Bob, Jackie’s husband, was a crotchety old man. He was tall with white, somewhat balding hair and he always wore a cardigan with nice slacks. He was forever yelling for his wife ... “JACQUELINE!!!!” He was a retired real estate salesman and was the old man on the block that would scream and yell at the all the kids for walking through his ivy. Bob grew tomatoes in his backyard and we kids were forever messing with his tomato plants. They used to get these really big, lime green worms. My cousins and I would throw dirt balls over the fence and then we'd hear Bob yelling: "WHO IN THE HELL DID THIS TO MY TOMATAHS??!!!"

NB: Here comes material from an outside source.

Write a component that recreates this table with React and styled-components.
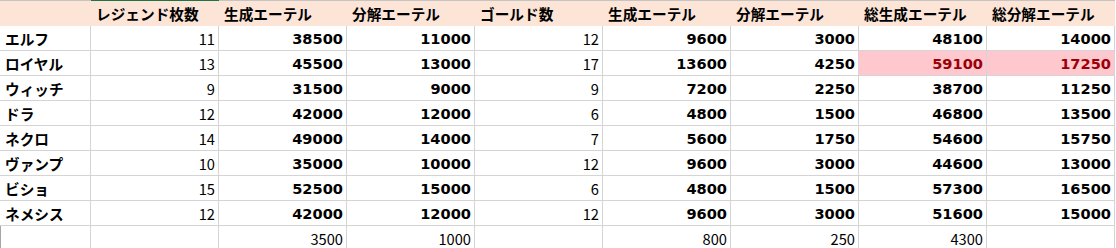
import React from "react";
import styled, { createGlobalStyle } from "styled-components";

const GlobalStyle = createGlobalStyle`
  html, body {
    margin: 0;
    padding: 0;
    background: #ffffff;
  }
  body {
    font-family: "Noto Sans CJK JP", "Noto Sans", sans-serif;
    color: #000000;
  }
`;

const headers = [
  "",
  "レジェンド枚数",
  "生成エーテル",
  "分解エーテル",
  "ゴールド数",
  "生成エーテル",
  "分解エーテル",
  "総生成エーテル",
  "総分解エーテル",
];

const rows = [
  ["エルフ", 11, 38500, 11000, 12, 9600, 3000, 48100, 14000],
  ["ロイヤル", 13, 45500, 13000, 17, 13600, 4250, 59100, 17250],
  ["ウィッチ", 9, 31500, 9000, 9, 7200, 2250, 38700, 11250],
  ["ドラ", 12, 42000, 12000, 6, 4800, 1500, 46800, 13500],
  ["ネクロ", 14, 49000, 14000, 7, 5600, 1750, 54600, 15750],
  ["ヴァンプ", 10, 35000, 10000, 12, 9600, 3000, 44600, 13000],
  ["ビショ", 15, 52500, 15000, 6, 4800, 1500, 57300, 16500],
  ["ネメシス", 12, 42000, 12000, 12, 9600, 3000, 51600, 15000],
];

const footer = ["", "", 3500, 1000, "", 800, 250, 4300, ""];

const boldCols = [2, 3, 5, 6, 7, 8];

// the top row with the highest totals gets the red highlight
const highlightRow = 1;
const highlightCols = [7, 8];

const Sheet = styled.div`
  width: 1116px;
  height: 248px;
  overflow: hidden;
  background: #ffffff;
`;

const Row = styled.div`
  display: grid;
  grid-template-columns: 91px repeat(8, 128px);
`;

const HeaderCell = styled.div`
  box-sizing: border-box;
  height: 26px;
  padding: 0 5px;
  display: flex;
  align-items: center;
  background: #fce4d6;
  border-top: 1px solid ${({ $active }) => ($active ? "#217346" : "#c4c4c4")};
  font-size: 14.67px;
  font-weight: 700;
  white-space: nowrap;
`;

const Cell = styled.div`
  box-sizing: border-box;
  height: 25px;
  padding: 0 3px 0 5px;
  display: flex;
  align-items: center;
  justify-content: ${({ $text }) => ($text ? "flex-start" : "flex-end")};
  border-right: 1px solid #d4d4d4;
  border-bottom: 1px solid #d4d4d4;
  background: ${({ $hot }) => ($hot ? "#ffc7ce" : "#ffffff")};
  color: ${({ $hot }) => ($hot ? "#9c0006" : "#000000")};
  font-size: 14.67px;
  white-space: nowrap;
  box-shadow: ${({ $edge }) => ($edge ? "inset 1px 0 #a6a6a6" : "none")};
`;

const Name = styled.span`
  font-weight: 700;
`;

const Num = styled.span`
  font-family: ${({ $bold }) =>
    $bold ? '"DejaVu Sans", sans-serif' : '"Noto Sans CJK JP", sans-serif'};
  font-weight: ${({ $bold }) => ($bold ? 700 : 400)};
  font-size: ${({ $bold }) => ($bold ? "14.6px" : "14.67px")};
`;

function App() {
  return (
    <>
      <GlobalStyle />
      <Sheet>
        <Row>
          {headers.map((h, i) => (
            <HeaderCell key={i} $active={i === 1}>
              {h}
            </HeaderCell>
          ))}
        </Row>
        {rows.map((r, ri) => (
          <Row key={ri}>
            {r.map((v, ci) => {
              const hot = ri === highlightRow && highlightCols.includes(ci);
              if (ci === 0) {
                return (
                  <Cell key={ci} $text>
                    <Name>{v}</Name>
                  </Cell>
                );
              }
              return (
                <Cell key={ci} $hot={hot}>
                  <Num $bold={boldCols.includes(ci)}>{v}</Num>
                </Cell>
              );
            })}
          </Row>
        ))}
        <Row>
          {footer.map((v, ci) => (
            <Cell key={ci} $edge={ci === 0}>
              <Num>{v}</Num>
            </Cell>
          ))}
        </Row>
      </Sheet>
    </>
  );
}

export default App;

My ballet teacher Virginia, was not a neighbor but she was a character. She was an extremely buxom blonde who LOVED ballet and LOVED cats. I didn't like her because she was mean and when you're 11 years old you can't really tell an old lady to go eff herself. She once picked me up for ballet class and then took me to her house because she'd forgotten something. She let me come inside and I swear, there in the middle of the room, sat her weird husband (who I was convinced was a serial killer), reading the newspaper, surrounded by at least 30 cats! They were everywhere! On the furniture, on the tables, on the drapes. And the smell! It was the creepiest thing I'd ever seen! All these cats meowing and crawling all over everything. Very Twilight Zone. She was such a mean lady but she LOVED those cats. I remember when one them died. She was in-fucking-consolable and didn't teach class for two weeks which was great for me because she was always yelling at me "DEBBIE! YOU'RE NOT SWEATING ENOUGH!!!!" Ugh. It was mind-boggling to me that this heartless B could be so devastated by the death of one her gazillion cats! ... I mean WTF! SHE HAD 29 OTHER CATS!!!